Nuovo Cinema Tabacchi

L'ex-fabbrica di Corso Regio Parco ha anche ospitato nel cortile principale il cinema all'aperto, con la proiezione di tre film: “Sette opere di misericordia”, “Magnifica presenza” e “Romanzo di una strage”. Il telone, le seggiole rosse disposte su file da sei, il passaggio centrale che le divideva e, più di tutto, il proiettore montato sul retro di un furgoncino tingevano l'esperienza con un antico colore, quello del cinematografo. E' in quel momento che balza alla mente il piccolo Salvatore nel film di Tornatore, come un tuffo nel passato.
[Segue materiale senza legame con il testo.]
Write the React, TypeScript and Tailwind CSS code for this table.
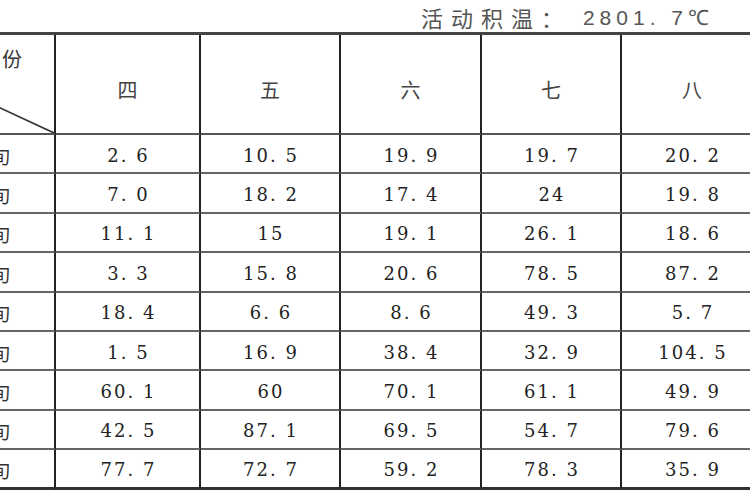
import React from 'react';

const headers = ['四', '五', '六', '七', '八'];

const rows: string[][] = [
  ['2. 6', '10. 5', '19. 9', '19. 7', '20. 2'],
  ['7. 0', '18. 2', '17. 4', '24', '19. 8'],
  ['11. 1', '15', '19. 1', '26. 1', '18. 6'],
  ['3. 3', '15. 8', '20. 6', '78. 5', '87. 2'],
  ['18. 4', '6. 6', '8. 6', '49. 3', '5. 7'],
  ['1. 5', '16. 9', '38. 4', '32. 9', '104. 5'],
  ['60. 1', '60', '70. 1', '61. 1', '49. 9'],
  ['42. 5', '87. 1', '69. 5', '54. 7', '79. 6'],
  ['77. 7', '72. 7', '59. 2', '78. 3', '35. 9'],
];

const cjk = { fontFamily: '"Noto Sans CJK SC", "Noto Sans", sans-serif' };
const num = { fontFamily: '"DejaVu Serif", "Liberation Serif", serif' };

export default function App() {
  return (
    <div className="w-[750px] h-[500px] bg-white overflow-hidden text-[#333]">
      {/* title */}
      <div className="h-[32px] flex items-end justify-end pr-[36px] pb-[4px] text-[#555]">
        <span className="text-[22px] leading-none tracking-[8px]" style={cjk}>活动积温：</span>
        <span className="text-[21px] leading-none tracking-[5px] ml-[12px]" style={{ fontFamily: '"Liberation Sans", Arial, sans-serif' }}>
          2801. 7℃
        </span>
      </div>

      <div className="w-[770px] border-t-[3px] border-[#444] grid grid-cols-[56px_145px_140px_141px_140px_148px] grid-rows-[100px_repeat(9,39.4px)]">
        {/* header corner */}
        <div className="relative overflow-hidden border-r-2 border-b-2 border-r-[#222] border-b-[#555]">
          <div className="absolute right-[32px] top-[14px] text-[20px] leading-none whitespace-nowrap" style={cjk}>
            月份
          </div>
          <svg className="absolute inset-0" width="54" height="98" viewBox="0 0 54 98">
            <line x1="-4" y1="71" x2="54" y2="98" stroke="#333" strokeWidth="1.6" />
          </svg>
        </div>
        {headers.map((h, i) => (
          <div
            key={h}
            className={`flex items-center justify-center pt-[12px] border-b-2 border-b-[#555] ${i < 4 ? 'border-r-2 border-r-[#222]' : ''}`}
          >
            <span className={`text-[20px] leading-none text-[#444] ${i === 4 ? 'pr-[8px]' : ''}`} style={cjk}>{h}</span>
          </div>
        ))}

        {rows.map((r, ri) => (
          <React.Fragment key={ri}>
            <div
              className={`relative overflow-hidden border-r-2 border-r-[#222] ${ri === 8 ? 'border-b-[3px] border-b-[#333]' : 'border-b-2 border-b-[#666]'}`}
            >
              <div className="absolute right-[44px] top-1/2 -translate-y-[40%] text-[19px] leading-none whitespace-nowrap" style={cjk}>
                上旬
              </div>
            </div>
            {r.map((v, ci) => (
              <div
                key={ci}
                className={`flex items-center justify-center pt-[4px] ${ci < 4 ? 'border-r-2 border-r-[#222]' : 'pr-[8px]'} ${ri === 8 ? 'border-b-[3px] border-b-[#333]' : 'border-b-2 border-b-[#666]'}`}
              >
                <span className="text-[18px] leading-none tracking-[2px] pl-[2px] whitespace-pre text-[#222]" style={num}>{v}</span>
              </div>
            ))}
          </React.Fragment>
        ))}
      </div>
    </div>
  );
}
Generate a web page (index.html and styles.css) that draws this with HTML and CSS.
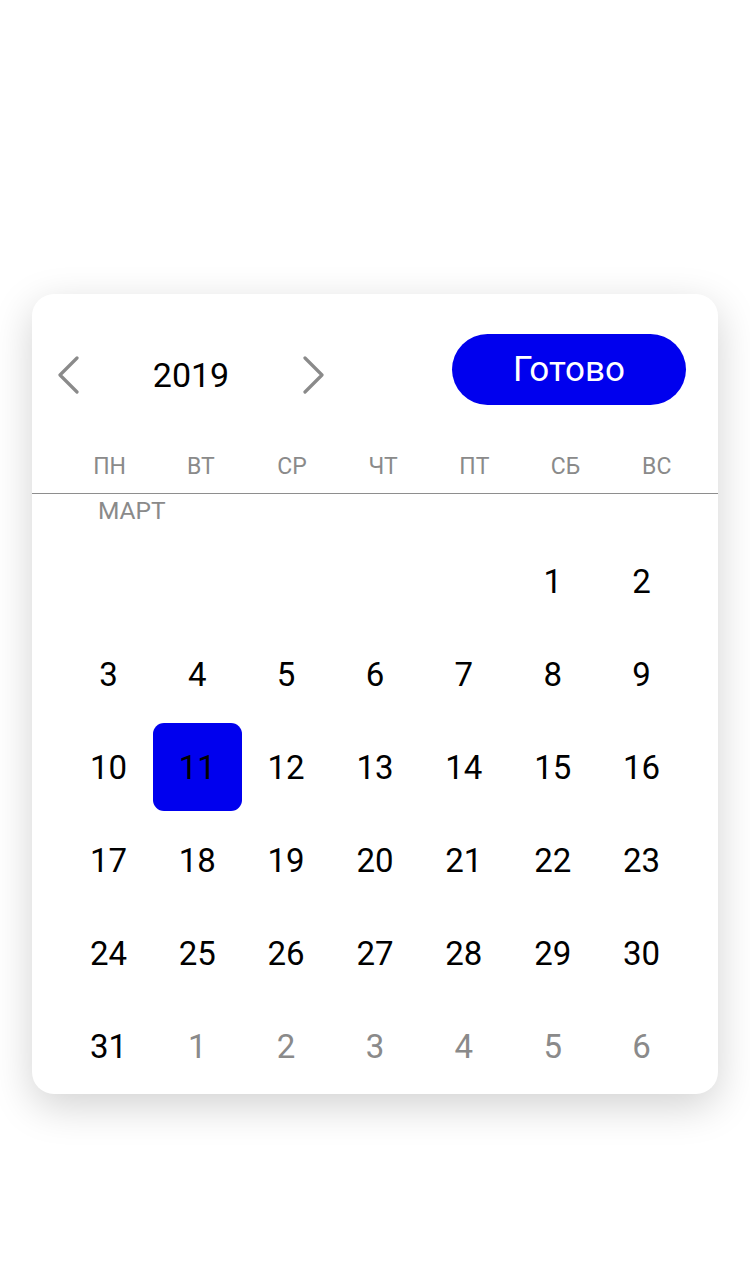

Coppie di anziani e di giovani, bambini, studenti, ex-operai in pensione, dal quartiere e da altre zone della città hanno partecipato. Il pubblico era eterogeneo e questo ha contribuito a non velare di nostalgia le serate.

Un bella esperienza sicuramente da ripetere perché, tra le altre cose, traccia un filo tra il passato e il presente, sottolinea come l'arte e la cultura non siano divise dal tempo che passa ma piuttosto unite dallo stesso. In un momento dove la produzione artistica sembra l'ultimo dei problemi non è difficile accorgersi come essa possa morire se non la si cura con la dovuta attenzione. Il riutilizzo di un così grande e suggestivo spazio per la promozione culturale e il divertimento, gratuito e aperto a tutti, è sicuramente un progresso per il quartiere e per la città nonché un esempio da imitare.